Meat Export to Malaysia: Halal Certification
Published by HalalBoss, an independent register on 6 July 2026
A meat or poultry producer exporting to Malaysia needs three things: certification by a JAKIM-recognised halal certification body, plant approval from JAKIM and the Department of Veterinary Services together, and compliance with MS 1500 and the Malaysian Protocol for Halal Meat and Poultry Productions. The abattoir is only cleared once both authorities list it, and the certificate is valid only after that approval.
Meat is the strictest category in Malaysian halal control, and the process for a meat or poultry exporter is not the same as for packaged food. All meat and meat-based products, including poultry, intended for import into Malaysia must be certified halal by a certification body JAKIM recognises. On top of that, the abattoir or processing plant itself must be inspected and approved by JAKIM together with the Department of Veterinary Services, and both must be satisfied before a single consignment moves. The halal certificate your certification body issues is only valid once that plant approval is in place. This guide walks a producer through the slaughter requirements, the joint approval, and the standards that govern all of it.
Why meat needs more than a recognised certifier
For most exported products, a certificate from a JAKIM-recognised body is the main hurdle. Meat is different because it carries animal-health and slaughter risk, so Malaysia layers a veterinary approval on top of the halal one. Import of meat and products of animal origin falls under the import protocol tied to the Animal Act 1953, which sets conditions covering sanitary, veterinary and halal requirements at once. A producer therefore satisfies two authorities: the Department of Veterinary Services (DVS) on animal health and food safety, and JAKIM on halal integrity. Neither approval substitutes for the other, and neither the plant listing nor the certificate stands alone.
The joint JAKIM and DVS plant approval
Officers appointed by DVS and JAKIM inspect the establishment in the exporting country. DVS assesses compliance with Malaysian requirements on sanitary conditions, the effective implementation of Good Manufacturing Practices, and a food safety assurance program such as HACCP, following the Veterinary Health Mark scheme it applies to local plants. JAKIM assesses the halal side: the establishment must run dedicated halal production across the whole supply chain and operate a Halal Assurance System that identifies the halal critical points and controls them.
The sequence runs from an adequacy audit of the submitted documents to an on-site compliance audit of the plant. A DVS report goes to the Technical Committee on Inspection of Foreign Abattoir and Processing Plants, then to the approving committee.
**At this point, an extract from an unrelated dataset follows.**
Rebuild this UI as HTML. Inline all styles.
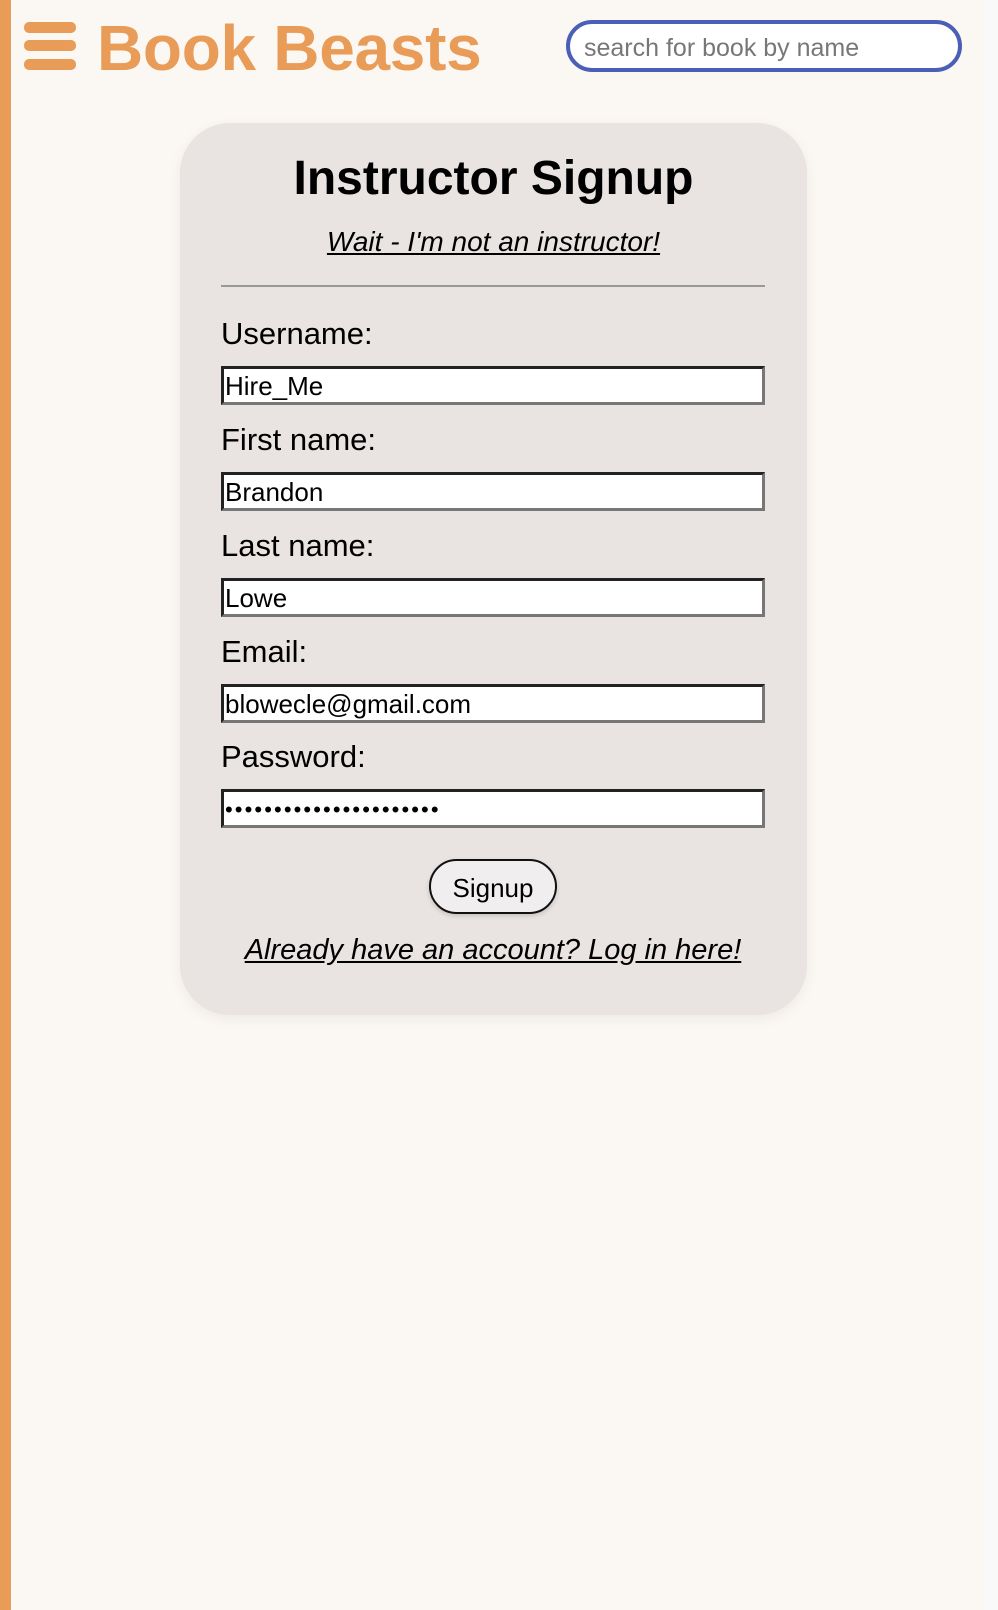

Once both authorities are satisfied, the abattoir and processing plant are entered on the Malaysian approved plants list. The DVS approval period is one year and may be extended for two more, subject to annual performance evaluation, with a review audit before the term expires.
Slaughter requirements the audit checks
The on-site halal audit examines the parts of production that decide halal status. Inspectors look at stunning and slaughtering, the slaughterman and the Muslim checker, handling of non-conformances, the Halal Assurance System documents and internal halal audit reports, and the ingredient suppliers for further-processed products. They also verify packaging and labelling, storage, chiller and freezer handling, and transportation, so halal integrity holds from the slaughter line to the container.
Slaughter itself must satisfy the classic conditions: a permissible species, a Muslim slaughterman, the name of Allah invoked at the point of slaughter, the animal alive when slaughtered, and proper blood drainage. Stunning, where used, has to be reversible and controlled within the protocol rather than a method that kills the animal before the cut.
MS 1500 and the Malaysia Protocol for Halal Slaughtering
Two documents anchor the whole exercise. Approved establishments must comply with MS 1500, the Malaysian Standard for halal food issued by the Department of Standards Malaysia, covering production, preparation, handling and storage. Alongside it sits the Malaysian Protocol for Halal Meat and Poultry Productions issued by JAKIM, which prescribes practical guidelines for the abattoir and poultry processing plant on stunning method, slaughtering, dressing, storage and transportation of halal meat, poultry and their products. Together they are the technical baseline every meat and slaughter certification body works to, and the criteria your plant is measured against.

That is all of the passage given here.